- Interactive map of Ottery
- Coordinates: 34°00′53″S 18°30′16″E﻿ / ﻿34.01472°S 18.50444°E
- Country: South Africa
- Province: Western Cape
- Municipality: City of Cape Town
- Main Place: Cape Town

Government
- • Councillor: Montgomery Oliver (Ward 63) (DA) George March (Ward 66) (ID)

Area
- • Total: 1.99 km^{2} (0.77 sq mi)

Population (2011)
- • Total: 5,089
- • Density: 2,560/km^{2} (6,620/sq mi)

Racial makeup (2011)
- • Black African: 5.4%
- • Coloured: 66.3%
- • Indian/Asian: 3.8%
- • White: 12.2%
- • Other: 12.3%

First languages (2011)
- • English: 82.5%
- • Afrikaans: 12.8%
- • Xhosa: 2.2%
- • Other: 2.5%
- Time zone: UTC+2 (SAST)
- Postal code (street): 7808
- PO box: 7800
- Area code: 021

= Ottery, Cape Town =

Suburb of Cape Town, in Western Cape, South Africa

Ottery is a mixed-use, residential, commercial, and industrial suburb in Cape Town, South Africa, located on the eastern edge of the city's Southern Suburbs region.
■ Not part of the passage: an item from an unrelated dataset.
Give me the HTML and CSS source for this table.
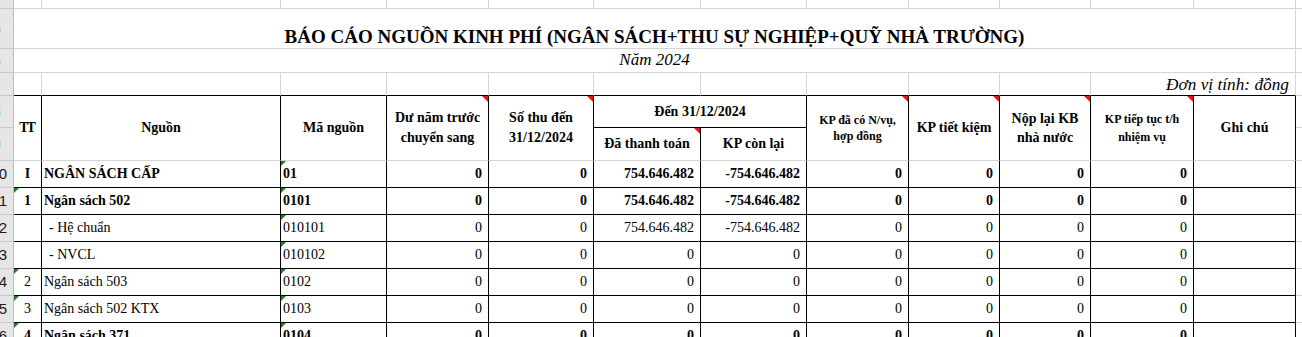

The suburb's name was derived from an otter sanctuary that was opened in the area in the early 1900s. It was closed as the neighborhood rapidly expanded, later in the century.

== Geography ==
Ottery is bordered by Plumstead to the west; farmland in Philippi to the east; Kenilworth to the north west; and Ferness Estate, Ottery East, and Edward to the south.

The suburb is close to the M5 freeway - one of the city's two "M" freeway routes. Along each side of the neighborhood is a major transit route. Along its western border is a Metrorail train line, to the south is Ottery Road, to the north is Wetton Road, and to the east is New Strandfontein Road.
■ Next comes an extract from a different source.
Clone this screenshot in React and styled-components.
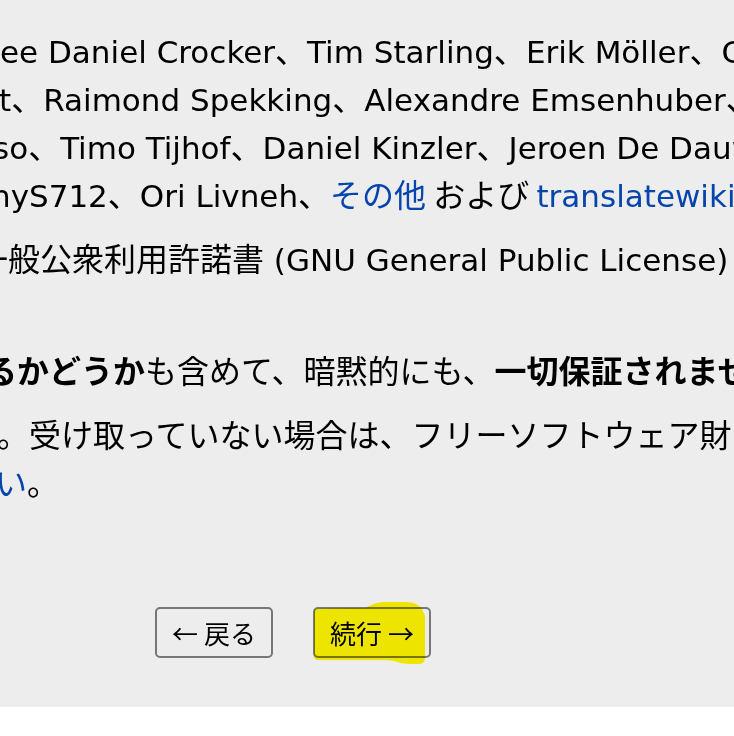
import { Fragment } from "react";
import styled, { createGlobalStyle } from "styled-components";

const GlobalStyle = createGlobalStyle`
	html, body {
		margin: 0;
		padding: 0;
		background: #ffffff;
	}
`;

// the grey installer page, cropped on both sides
const Page = styled.div`
	background: #ededed;
	color: #000;
	font-family: "Noto Sans CJK JP", "Noto Sans", sans-serif;
	font-size: 32px;
	overflow: hidden;
	padding: 25px 0 49px;
`;

const Copy = styled.section`
	display: flex;
	flex-direction: column;
	gap: 16px;
`;

const Para = styled.div``;

// one wrapped line of the wide page; lead pulls the clipped first glyph left
const Line = styled.div`
	white-space: nowrap;
	height: 48px;
	line-height: 48px;
	margin-left: ${(p) => p.$lead || 0}px;
`;

const Roman = styled.span`
	font-family: "DejaVu Sans", "Noto Sans CJK JP", sans-serif;
	font-size: 31px;
`;

const Link = styled.a`
	color: #0645ad;
	text-decoration: none;
`;

const Strong = styled.strong`
	font-weight: 700;
`;

const Actions = styled.div`
	display: flex;
	gap: 40px;
	padding-left: 155px;
	margin-top: 102px;
`;

const Button = styled.button`
	position: relative;
	box-sizing: border-box;
	width: 118px;
	height: 51px;
	padding: 0;
	border: 2px solid #777;
	border-radius: 5px;
	background: transparent;
	color: #000;
	font-family: "Noto Sans CJK JP", sans-serif;
	font-size: 26px;
	line-height: 1;
	white-space: nowrap;
	display: flex;
	align-items: center;
	justify-content: center;
`;

// marker stroke laid over the continue button
const Marker = styled.svg`
	position: absolute;
	left: -3px;
	top: -9px;
	width: 114px;
	height: 66px;
	mix-blend-mode: multiply;
	pointer-events: none;
`;

function Names({ items }) {
	return items.map((n, i) => (
		<Fragment key={n}>
			{i > 0 && "、"}
			<Roman>{n}</Roman>
		</Fragment>
	));
}

export default function App() {
	return (
		<>
			<GlobalStyle />
			<Page>
				<Copy>
					<Para>
						<Line>
							<Names items={["ee Daniel Crocker", "Tim Starling", "Erik Möller", "Gabriel Wicke"]} />
						</Line>
						<Line $lead={-1}>
							<Names items={["t", "Raimond Spekking", "Alexandre Emsenhuber", "Siebrand Mazeland"]} />
						</Line>
						<Line $lead={-7}>
							<Names items={["so", "Timo Tijhof", "Daniel Kinzler", "Jeroen De Dauw", "Brad Jorsch"]} />
						</Line>
						<Line $lead={-9}>
							<Names items={["nyS712", "Ori Livneh"]} />、<Link>その他</Link> および{" "}
							<Link>
								<Roman>translatewiki.net</Roman>
							</Link>{" "}
							の翻訳者の皆さん
						</Line>
					</Para>
					<Para>
						<Line $lead={-24}>
							一般公衆利用許諾書<Roman> (GNU General Public License) (</Roman>バージョン 2、またはそれ以降
						</Line>
						<Line>&nbsp;</Line>
					</Para>
					<Para>
						<Line $lead={-15}>
							<Strong>るかどうか</Strong>も含めて、暗黙的にも、<Strong>一切保証されません</Strong>。詳しくは
						</Line>
					</Para>
					<Para>
						<Line $lead={-3}>。受け取っていない場合は、フリーソフトウェア財団 (the Free Software Foundation)</Line>
						<Line $lead={-5}>
							<Link>い</Link>。
						</Line>
					</Para>
				</Copy>
				<Actions>
					<Button>← 戻る</Button>
					<Button>
						続行 →
						<Marker viewBox="0 0 114 66">
							<path
								d="M3 9 C20 8 40 8 54 8 C60 4 66 2 74 2 L94 2 C104 2 110 6 113 16 L113 56 C113 61 112 64 106 64 C98 64 90 64 82 61 C78 60 72 60 66 60 L6 60 C3 60 2 58 2 55 L2 12 C2 10 2 9 3 9 Z"
								fill="#fff700"
							/>
						</Marker>
					</Button>
				</Actions>
			</Page>
		</>
	);
}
Ottery is located approximately 20 km from Cape Town CBD, and around 15 km from the False Bay coast in Muizenberg.

A considerable amount of traffic travels along the southern border of the suburb, along Ottery Road, and the road is speed-restricted by signage and traffic cameras.

The north-east of Ottery comprises mainly detached homes. The middle of the suburb is a combination of detached houses, and a large vlei (marshland) that is undeveloped, and takes up almost a quarter of the suburb's land. Modern subsidized housing, in the form of apartment blocks, has been built opposite the vlei.

==Housing==

The residential parts of Ottery consist mainly of detached homes, but the suburb does have some low-rise apartment buildings.

Ottery is a lower-middle-income neighborhood, and as of June 2025, the average cost of a detached home in the area was R2.24 million.

==Transport==
Just outside the suburb is the Metrorail Ottery Train Station, which connects Heathfield to Cape Town CBD, via Athlone. The Ottery station was completed on 1 February 1904. The line was built for private use and was acquired as government property on 1 July 1908.

Golden Arrow buses traverse the neighborhood as part of the service's Wynberg to Khayelitsha route. Minibus taxis travel through Ottery along Ottery Road, en route to Wynberg from Lotus River and Mitchells Plain.

==Education==

Ottery is home to numerous educational institutions, at various NQF levels, including:

===Schools===
- Christel House School
- The Oracle Academy High School
- Kids Kampus Pre School
- Ferndale Primary
- Junior College
- Battswood Primary School

===Higher Education===
- Ottery School of Industries

==Medical==

The Good Hope Medical Centre is situated in Ottery.

==Public Service==

Hillstar Traffic Department is based in Ottery, and is one of Cape Town's major traffic control, testing, and licensing centers.

The neighborhood also houses Ottery Library; part of the City of Cape Town Public Library system.

The Youngsfield Military Base is located in Ottery, along a stretch of Ottery Road. Every March, Youngsfield hosts the Cape Argus Junior Cycle Tour.

==Governance==

Ottery is located within Ward 66, and as of June 2025, was represented by Ward Councilor William Akim, of the Democratic Alliance party.

==Commerce==

Ottery is home to numerous blocks of retail outlets and manufacturing units, and around half of its land area is dedicated to these commercial and industrial operations.

To the north-west is the Hillstar Traffic Department, and a number of industrial units. To the south-east is China Town Ottery, the Ottery Hyper shopping center (with a large Pick n Pay), and a large Makro warehouse store.